Ich bin also in teilweise sehr unbequemen Positionen am Boden gekniet und habe ziemlich viel Zeit in der Hocke verbracht (die Oberschenkel danken es!). Ich wollte nun mal nichts zerstören und zugleich halt auch genau „dieses“ Foto haben. Und habe dabei auch das Klappdisplay meiner Kamera und meinen Fernauslöser lieben gelernt. Und erkannt, dass hinter schönen Blümchenaufnahmen wesentlich mehr steckt.

 

Fragen über Fragen

Denn es genügt eben nicht einen guten Platz zu finden, tolles Equipment zu haben, die Kamera einzuschalten und schon sammeln sich die wunderschönen Aufnahmen auf der Speicherkarte, weil es ja schon auf einem Quadratmeter unzählige Motive gibt. Gerade die Unzahl an Motiven hat mich gleich mal überfordert (und überfordert mich noch immer)!

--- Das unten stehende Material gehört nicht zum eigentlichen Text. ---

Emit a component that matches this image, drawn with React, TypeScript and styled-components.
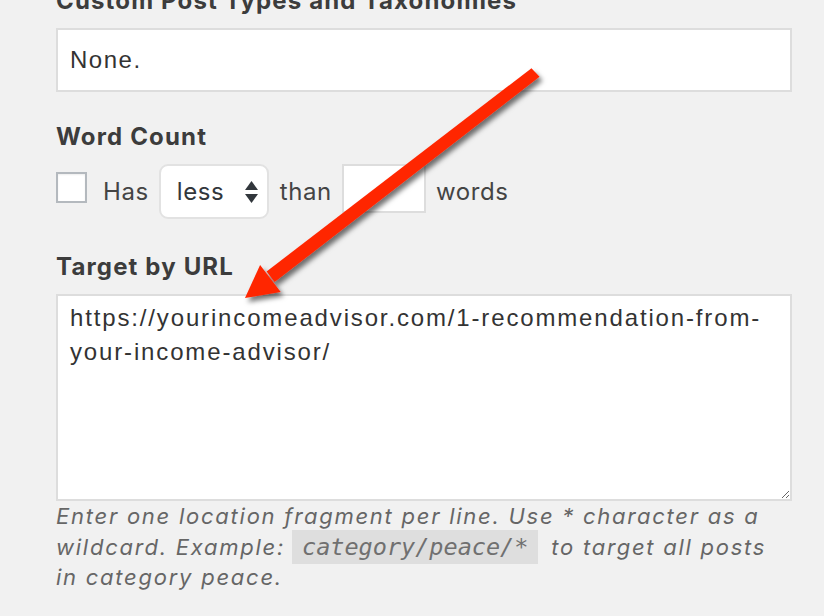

Wo platziere ich die Frühblüher, wie z.B das Leberblümchen, im Bild damit es gut aussieht? In welche Richtung sollte es „schauen“, wie scharf oder unscharf darf der Hintergrund sein, damit es am Foto wirkt? Wie viele Blümchen dürfen überhaupt mit aufs Foto? Jede Menge Fragen und Dinge, die es zu bedenken gilt! Und dann spielt wie immer in der Fotografie das Licht auch noch mit. Aber genau dieses Zusammenspiel so vieler Faktoren ist es auch, was mich so fasziniert! Eine Handvoll Frühblüher eröffnen einem eine riesige Spielwiese an fotografischen Möglichkeiten. Und je nach Tageszeit und somit Lichtstimmung ist wieder alles anders.

 

 

Mich hat sie, glaube ich, voll erwischt, diese Sache mit den Frühblühern! Es ist ein wundervoller Zeitvertreib im Wald und auf den Wiesen unterwegs zu sein und mit der Kamera diese ersten Frühlingsboten in Szene zu setzen – auch ohne „richtige“ Makroausrüstung!